• [Short exercise]: Repeat the material verbatim. Images are excluded from the copy.

• [Information shown]:
━━━━

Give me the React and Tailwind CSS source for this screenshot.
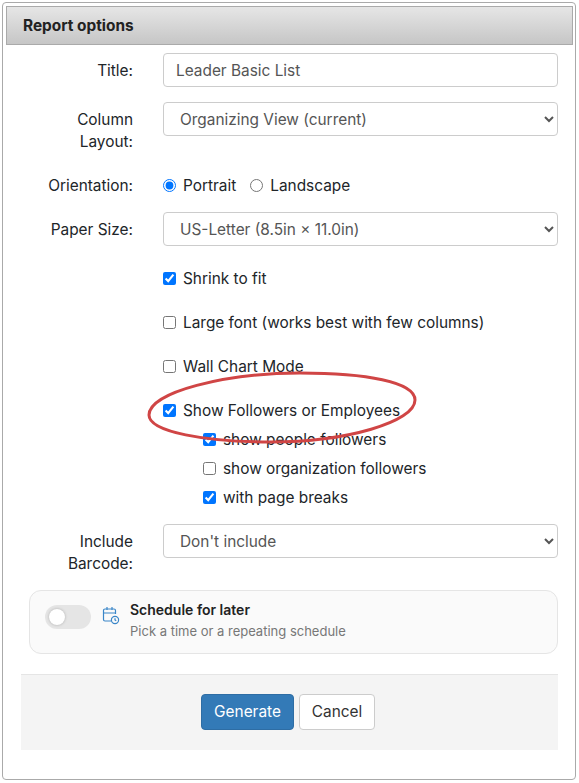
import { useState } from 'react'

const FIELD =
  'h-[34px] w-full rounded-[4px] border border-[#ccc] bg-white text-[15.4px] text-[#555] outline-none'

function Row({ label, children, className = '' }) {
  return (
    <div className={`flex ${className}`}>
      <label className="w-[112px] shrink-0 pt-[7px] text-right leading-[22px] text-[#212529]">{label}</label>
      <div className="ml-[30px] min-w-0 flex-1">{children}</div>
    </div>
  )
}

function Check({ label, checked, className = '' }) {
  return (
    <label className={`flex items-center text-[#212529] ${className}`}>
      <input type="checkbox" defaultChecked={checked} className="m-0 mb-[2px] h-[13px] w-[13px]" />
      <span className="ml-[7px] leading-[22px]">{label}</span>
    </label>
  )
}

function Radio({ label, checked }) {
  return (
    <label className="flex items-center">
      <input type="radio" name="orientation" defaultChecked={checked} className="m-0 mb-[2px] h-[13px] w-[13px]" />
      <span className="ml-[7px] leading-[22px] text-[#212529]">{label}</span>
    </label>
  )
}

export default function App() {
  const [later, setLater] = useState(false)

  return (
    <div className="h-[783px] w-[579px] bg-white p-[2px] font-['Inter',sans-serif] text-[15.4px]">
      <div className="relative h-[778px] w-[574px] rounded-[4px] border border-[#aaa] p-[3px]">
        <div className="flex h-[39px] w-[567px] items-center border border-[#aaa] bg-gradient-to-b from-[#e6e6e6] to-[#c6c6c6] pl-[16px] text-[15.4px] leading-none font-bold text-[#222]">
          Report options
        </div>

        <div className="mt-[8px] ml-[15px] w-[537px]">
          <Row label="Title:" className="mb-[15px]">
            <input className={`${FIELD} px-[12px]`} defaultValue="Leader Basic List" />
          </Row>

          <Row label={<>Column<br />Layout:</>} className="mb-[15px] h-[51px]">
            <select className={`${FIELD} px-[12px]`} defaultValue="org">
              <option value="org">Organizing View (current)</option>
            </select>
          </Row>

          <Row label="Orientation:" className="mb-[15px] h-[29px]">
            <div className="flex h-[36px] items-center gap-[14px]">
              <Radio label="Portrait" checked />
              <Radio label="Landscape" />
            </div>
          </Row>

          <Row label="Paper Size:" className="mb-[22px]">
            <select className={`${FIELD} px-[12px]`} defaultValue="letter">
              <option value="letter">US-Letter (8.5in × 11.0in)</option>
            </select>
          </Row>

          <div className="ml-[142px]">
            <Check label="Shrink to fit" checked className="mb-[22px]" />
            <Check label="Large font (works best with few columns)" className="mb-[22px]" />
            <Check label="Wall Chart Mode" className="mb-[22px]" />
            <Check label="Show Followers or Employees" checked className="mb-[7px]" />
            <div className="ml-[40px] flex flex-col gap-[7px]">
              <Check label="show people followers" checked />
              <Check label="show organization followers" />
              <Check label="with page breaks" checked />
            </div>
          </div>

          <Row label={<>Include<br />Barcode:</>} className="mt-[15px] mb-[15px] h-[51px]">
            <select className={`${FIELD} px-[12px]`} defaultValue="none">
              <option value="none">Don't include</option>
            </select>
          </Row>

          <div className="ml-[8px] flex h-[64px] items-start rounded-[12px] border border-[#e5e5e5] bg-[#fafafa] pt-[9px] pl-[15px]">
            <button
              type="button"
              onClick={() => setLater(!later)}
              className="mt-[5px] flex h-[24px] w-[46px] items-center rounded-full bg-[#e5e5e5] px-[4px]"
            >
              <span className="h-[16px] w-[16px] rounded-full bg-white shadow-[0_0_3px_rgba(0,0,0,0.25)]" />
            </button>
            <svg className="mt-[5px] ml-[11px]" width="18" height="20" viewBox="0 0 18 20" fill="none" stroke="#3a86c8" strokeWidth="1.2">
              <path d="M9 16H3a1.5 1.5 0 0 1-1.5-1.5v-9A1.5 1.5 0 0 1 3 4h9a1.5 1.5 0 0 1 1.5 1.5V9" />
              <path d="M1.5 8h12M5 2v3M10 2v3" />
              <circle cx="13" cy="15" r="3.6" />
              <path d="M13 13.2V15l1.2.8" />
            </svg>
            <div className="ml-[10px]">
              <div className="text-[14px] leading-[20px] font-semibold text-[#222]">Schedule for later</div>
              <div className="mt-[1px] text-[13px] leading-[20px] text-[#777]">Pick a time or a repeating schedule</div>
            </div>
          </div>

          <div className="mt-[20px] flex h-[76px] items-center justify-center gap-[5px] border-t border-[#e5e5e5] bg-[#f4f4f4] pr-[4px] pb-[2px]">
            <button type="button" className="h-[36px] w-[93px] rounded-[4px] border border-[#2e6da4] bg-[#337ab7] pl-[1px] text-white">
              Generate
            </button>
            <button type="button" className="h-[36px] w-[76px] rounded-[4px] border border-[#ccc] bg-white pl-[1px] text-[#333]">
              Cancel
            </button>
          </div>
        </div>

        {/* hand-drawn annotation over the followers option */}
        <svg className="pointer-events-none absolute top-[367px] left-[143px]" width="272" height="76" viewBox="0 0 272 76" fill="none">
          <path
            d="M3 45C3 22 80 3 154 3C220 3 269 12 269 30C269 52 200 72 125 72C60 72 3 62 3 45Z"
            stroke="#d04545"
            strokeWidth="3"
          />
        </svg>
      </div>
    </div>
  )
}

━━━━

• [The result]:
Give me the React and Tailwind CSS source for this screenshot.
import { useState } from 'react'

const FIELD =
  'h-[34px] w-full rounded-[4px] border border-[#ccc] bg-white text-[15.4px] text-[#555] outline-none'

function Row({ label, children, className = '' }) {
  return (
    <div className={`flex ${className}`}>
      <label className="w-[112px] shrink-0 pt-[7px] text-right leading-[22px] text-[#212529]">{label}</label>
      <div className="ml-[30px] min-w-0 flex-1">{children}</div>
    </div>
  )
}

function Check({ label, checked, className = '' }) {
  return (
    <label className={`flex items-center text-[#212529] ${className}`}>
      <input type="checkbox" defaultChecked={checked} className="m-0 mb-[2px] h-[13px] w-[13px]" />
      <span className="ml-[7px] leading-[22px]">{label}</span>
    </label>
  )
}

function Radio({ label, checked }) {
  return (
    <label className="flex items-center">
      <input type="radio" name="orientation" defaultChecked={checked} className="m-0 mb-[2px] h-[13px] w-[13px]" />
      <span className="ml-[7px] leading-[22px] text-[#212529]">{label}</span>
    </label>
  )
}

export default function App() {
  const [later, setLater] = useState(false)

  return (
    <div className="h-[783px] w-[579px] bg-white p-[2px] font-['Inter',sans-serif] text-[15.4px]">
      <div className="relative h-[778px] w-[574px] rounded-[4px] border border-[#aaa] p-[3px]">
        <div className="flex h-[39px] w-[567px] items-center border border-[#aaa] bg-gradient-to-b from-[#e6e6e6] to-[#c6c6c6] pl-[16px] text-[15.4px] leading-none font-bold text-[#222]">
          Report options
        </div>

        <div className="mt-[8px] ml-[15px] w-[537px]">
          <Row label="Title:" className="mb-[15px]">
            <input className={`${FIELD} px-[12px]`} defaultValue="Leader Basic List" />
          </Row>

          <Row label={<>Column<br />Layout:</>} className="mb-[15px] h-[51px]">
            <select className={`${FIELD} px-[12px]`} defaultValue="org">
              <option value="org">Organizing View (current)</option>
            </select>
          </Row>

          <Row label="Orientation:" className="mb-[15px] h-[29px]">
            <div className="flex h-[36px] items-center gap-[14px]">
              <Radio label="Portrait" checked />
              <Radio label="Landscape" />
            </div>
          </Row>

          <Row label="Paper Size:" className="mb-[22px]">
            <select className={`${FIELD} px-[12px]`} defaultValue="letter">
              <option value="letter">US-Letter (8.5in × 11.0in)</option>
            </select>
          </Row>

          <div className="ml-[142px]">
            <Check label="Shrink to fit" checked className="mb-[22px]" />
            <Check label="Large font (works best with few columns)" className="mb-[22px]" />
            <Check label="Wall Chart Mode" className="mb-[22px]" />
            <Check label="Show Followers or Employees" checked className="mb-[7px]" />
            <div className="ml-[40px] flex flex-col gap-[7px]">
              <Check label="show people followers" checked />
              <Check label="show organization followers" />
              <Check label="with page breaks" checked />
            </div>
          </div>

          <Row label={<>Include<br />Barcode:</>} className="mt-[15px] mb-[15px] h-[51px]">
            <select className={`${FIELD} px-[12px]`} defaultValue="none">
              <option value="none">Don't include</option>
            </select>
          </Row>

          <div className="ml-[8px] flex h-[64px] items-start rounded-[12px] border border-[#e5e5e5] bg-[#fafafa] pt-[9px] pl-[15px]">
            <button
              type="button"
              onClick={() => setLater(!later)}
              className="mt-[5px] flex h-[24px] w-[46px] items-center rounded-full bg-[#e5e5e5] px-[4px]"
            >
              <span className="h-[16px] w-[16px] rounded-full bg-white shadow-[0_0_3px_rgba(0,0,0,0.25)]" />
            </button>
            <svg className="mt-[5px] ml-[11px]" width="18" height="20" viewBox="0 0 18 20" fill="none" stroke="#3a86c8" strokeWidth="1.2">
              <path d="M9 16H3a1.5 1.5 0 0 1-1.5-1.5v-9A1.5 1.5 0 0 1 3 4h9a1.5 1.5 0 0 1 1.5 1.5V9" />
              <path d="M1.5 8h12M5 2v3M10 2v3" />
              <circle cx="13" cy="15" r="3.6" />
              <path d="M13 13.2V15l1.2.8" />
            </svg>
            <div className="ml-[10px]">
              <div className="text-[14px] leading-[20px] font-semibold text-[#222]">Schedule for later</div>
              <div className="mt-[1px] text-[13px] leading-[20px] text-[#777]">Pick a time or a repeating schedule</div>
            </div>
          </div>

          <div className="mt-[20px] flex h-[76px] items-center justify-center gap-[5px] border-t border-[#e5e5e5] bg-[#f4f4f4] pr-[4px] pb-[2px]">
            <button type="button" className="h-[36px] w-[93px] rounded-[4px] border border-[#2e6da4] bg-[#337ab7] pl-[1px] text-white">
              Generate
            </button>
            <button type="button" className="h-[36px] w-[76px] rounded-[4px] border border-[#ccc] bg-white pl-[1px] text-[#333]">
              Cancel
            </button>
          </div>
        </div>

        {/* hand-drawn annotation over the followers option */}
        <svg className="pointer-events-none absolute top-[367px] left-[143px]" width="272" height="76" viewBox="0 0 272 76" fill="none">
          <path
            d="M3 45C3 22 80 3 154 3C220 3 269 12 269 30C269 52 200 72 125 72C60 72 3 62 3 45Z"
            stroke="#d04545"
            strokeWidth="3"
          />
        </svg>
      </div>
    </div>
  )
}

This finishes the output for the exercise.